** begin DATA SECTION **

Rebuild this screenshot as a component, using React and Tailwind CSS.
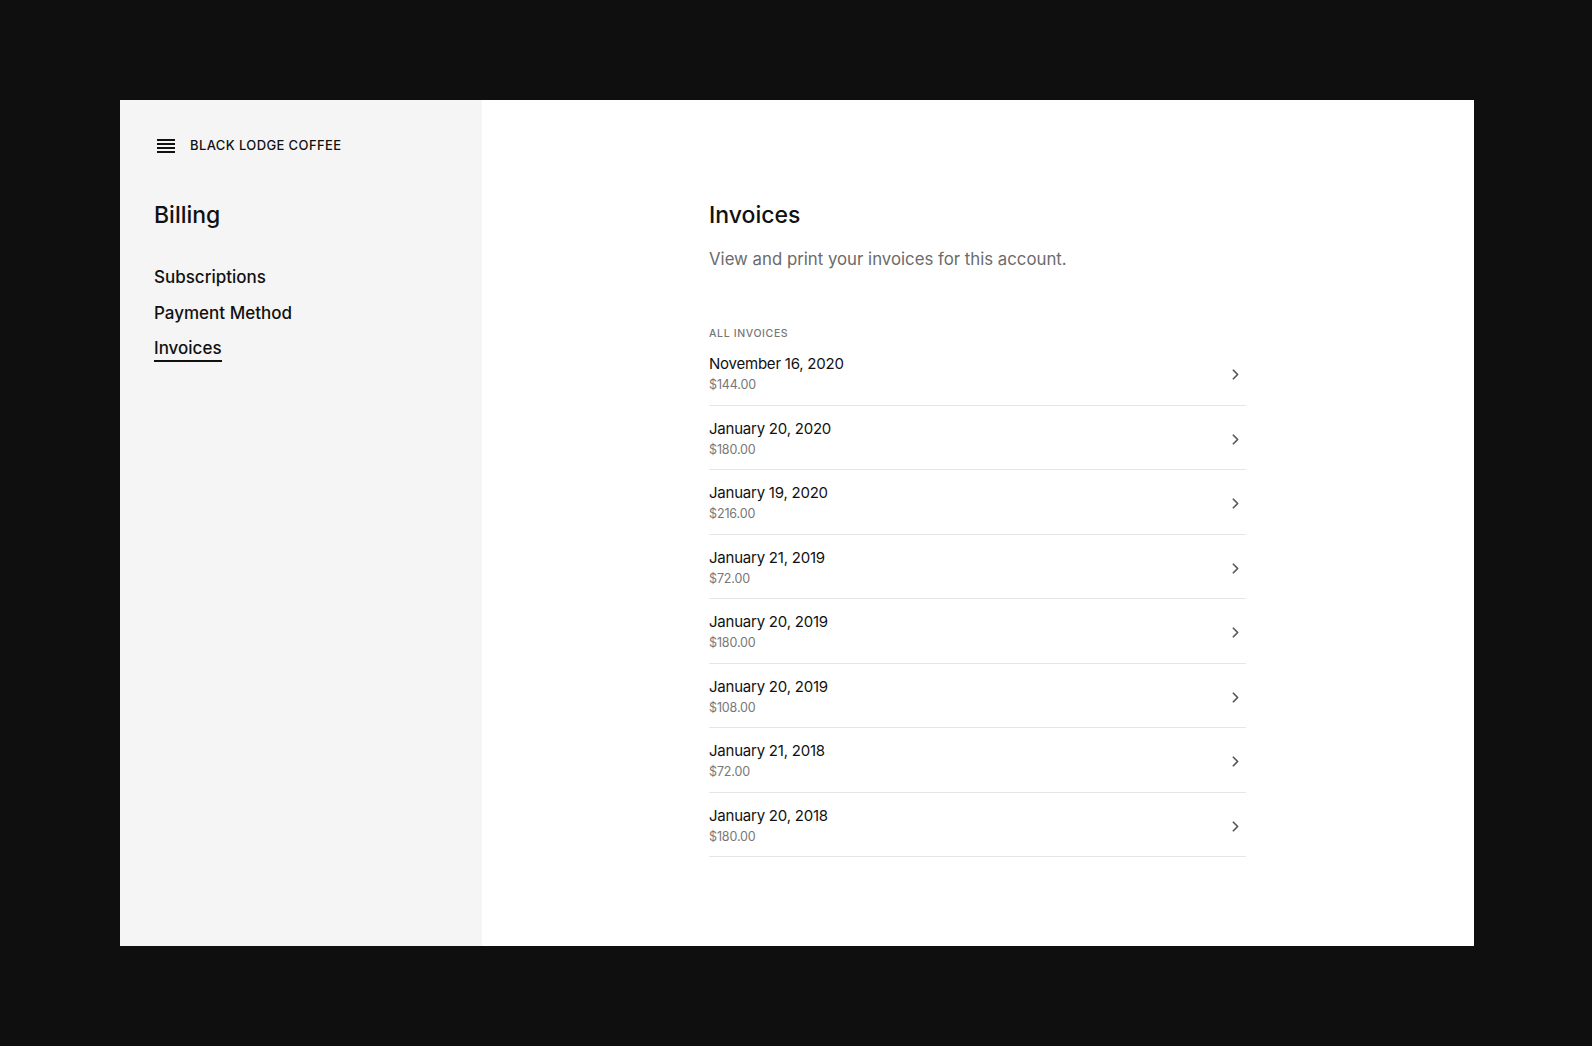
import { ChevronRight } from 'lucide-react'

const invoices = [
  { date: 'November 16, 2020', amount: '$144.00' },
  { date: 'January 20, 2020', amount: '$180.00' },
  { date: 'January 19, 2020', amount: '$216.00' },
  { date: 'January 21, 2019', amount: '$72.00' },
  { date: 'January 20, 2019', amount: '$180.00' },
  { date: 'January 20, 2019', amount: '$108.00' },
  { date: 'January 21, 2018', amount: '$72.00' },
  { date: 'January 20, 2018', amount: '$180.00' },
]

function MenuIcon() {
  return (
    <div className="flex flex-col gap-[2px] w-[18px]" aria-hidden="true">
      <span className="h-[2px] bg-[#111]" />
      <span className="h-[2px] bg-[#111]" />
      <span className="h-[2px] bg-[#111]" />
      <span className="h-[2px] bg-[#111]" />
    </div>
  )
}

function Sidebar() {
  return (
    <aside className="w-[362px] shrink-0 bg-[#f5f5f5] pl-[34px] pt-[37px]">
      <div className="flex items-center h-[18px] gap-[15px] pl-[3px]">
        <MenuIcon />
        <span className="text-[13px] font-medium tracking-[0.03em] text-[#111]">BLACK LODGE COFFEE</span>
      </div>

      <h1 className="mt-[46px] text-[23px] leading-[28px] font-medium text-[#111]">Billing</h1>

      <nav className="mt-[36px] flex flex-col gap-[11.5px] text-[17px] leading-[24px] font-medium text-[#111]">
        <a className="self-start">Subscriptions</a>
        <a className="self-start">Payment Method</a>
        <a className="self-start relative">
          Invoices
          <span className="absolute left-0 right-0 bottom-[-2px] h-[2px] bg-[#111]" />
        </a>
      </nav>
    </aside>
  )
}

export default function App() {
  return (
    <div
      className="w-full h-[1046px] bg-[#0f0f0f] pt-[100px] pl-[120px]"
      style={{ fontFamily: 'Inter, "Noto Sans", sans-serif' }}
    >
      <div className="w-[1354px] h-[846px] flex">
        <Sidebar />

        <main className="flex-1 bg-white pl-[227px] pt-[101px]">
          <div className="w-[537px]">
            <h2 className="text-[23px] leading-[28px] font-medium text-[#111]">Invoices</h2>
            <p className="mt-[18px] text-[16.8px] leading-[24px] text-[#6b6b6b]">
              View and print your invoices for this account.
            </p>

            <div className="mt-[56px] text-[10.5px] leading-[14px] font-medium tracking-[0.06em] text-[#777]">
              ALL INVOICES
            </div>

            <ul>
              {invoices.map((inv, i) => (
                <li
                  key={i}
                  className="flex items-center justify-between border-b border-[#e6e6e6] pt-[13px] pb-[9.5px]"
                >
                  <div>
                    <div className="text-[15px] leading-[20px] tracking-[-0.015em] text-[#111]">{inv.date}</div>
                    <div className="mt-[1px] text-[12.5px] leading-[20px] tracking-[-0.01em] text-[#777]">{inv.amount}</div>
                  </div>
                  <ChevronRight size={17} strokeWidth={2.4} className="text-[#555] mr-[2px]" />
                </li>
              ))}
            </ul>
          </div>
        </main>
      </div>
    </div>
  )
}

** end DATA SECTION **

• SET EXERCISE:
Set the listing down in full and exactly. Pictures within it should not appear in the copy.

• REPLY:
Rebuild this screenshot as a component, using React and Tailwind CSS.
import { ChevronRight } from 'lucide-react'

const invoices = [
  { date: 'November 16, 2020', amount: '$144.00' },
  { date: 'January 20, 2020', amount: '$180.00' },
  { date: 'January 19, 2020', amount: '$216.00' },
  { date: 'January 21, 2019', amount: '$72.00' },
  { date: 'January 20, 2019', amount: '$180.00' },
  { date: 'January 20, 2019', amount: '$108.00' },
  { date: 'January 21, 2018', amount: '$72.00' },
  { date: 'January 20, 2018', amount: '$180.00' },
]

function MenuIcon() {
  return (
    <div className="flex flex-col gap-[2px] w-[18px]" aria-hidden="true">
      <span className="h-[2px] bg-[#111]" />
      <span className="h-[2px] bg-[#111]" />
      <span className="h-[2px] bg-[#111]" />
      <span className="h-[2px] bg-[#111]" />
    </div>
  )
}

function Sidebar() {
  return (
    <aside className="w-[362px] shrink-0 bg-[#f5f5f5] pl-[34px] pt-[37px]">
      <div className="flex items-center h-[18px] gap-[15px] pl-[3px]">
        <MenuIcon />
        <span className="text-[13px] font-medium tracking-[0.03em] text-[#111]">BLACK LODGE COFFEE</span>
      </div>

      <h1 className="mt-[46px] text-[23px] leading-[28px] font-medium text-[#111]">Billing</h1>

      <nav className="mt-[36px] flex flex-col gap-[11.5px] text-[17px] leading-[24px] font-medium text-[#111]">
        <a className="self-start">Subscriptions</a>
        <a className="self-start">Payment Method</a>
        <a className="self-start relative">
          Invoices
          <span className="absolute left-0 right-0 bottom-[-2px] h-[2px] bg-[#111]" />
        </a>
      </nav>
    </aside>
  )
}

export default function App() {
  return (
    <div
      className="w-full h-[1046px] bg-[#0f0f0f] pt-[100px] pl-[120px]"
      style={{ fontFamily: 'Inter, "Noto Sans", sans-serif' }}
    >
      <div className="w-[1354px] h-[846px] flex">
        <Sidebar />

        <main className="flex-1 bg-white pl-[227px] pt-[101px]">
          <div className="w-[537px]">
            <h2 className="text-[23px] leading-[28px] font-medium text-[#111]">Invoices</h2>
            <p className="mt-[18px] text-[16.8px] leading-[24px] text-[#6b6b6b]">
              View and print your invoices for this account.
            </p>

            <div className="mt-[56px] text-[10.5px] leading-[14px] font-medium tracking-[0.06em] text-[#777]">
              ALL INVOICES
            </div>

            <ul>
              {invoices.map((inv, i) => (
                <li
                  key={i}
                  className="flex items-center justify-between border-b border-[#e6e6e6] pt-[13px] pb-[9.5px]"
                >
                  <div>
                    <div className="text-[15px] leading-[20px] tracking-[-0.015em] text-[#111]">{inv.date}</div>
                    <div className="mt-[1px] text-[12.5px] leading-[20px] tracking-[-0.01em] text-[#777]">{inv.amount}</div>
                  </div>
                  <ChevronRight size={17} strokeWidth={2.4} className="text-[#555] mr-[2px]" />
                </li>
              ))}
            </ul>
          </div>
        </main>
      </div>
    </div>
  )
}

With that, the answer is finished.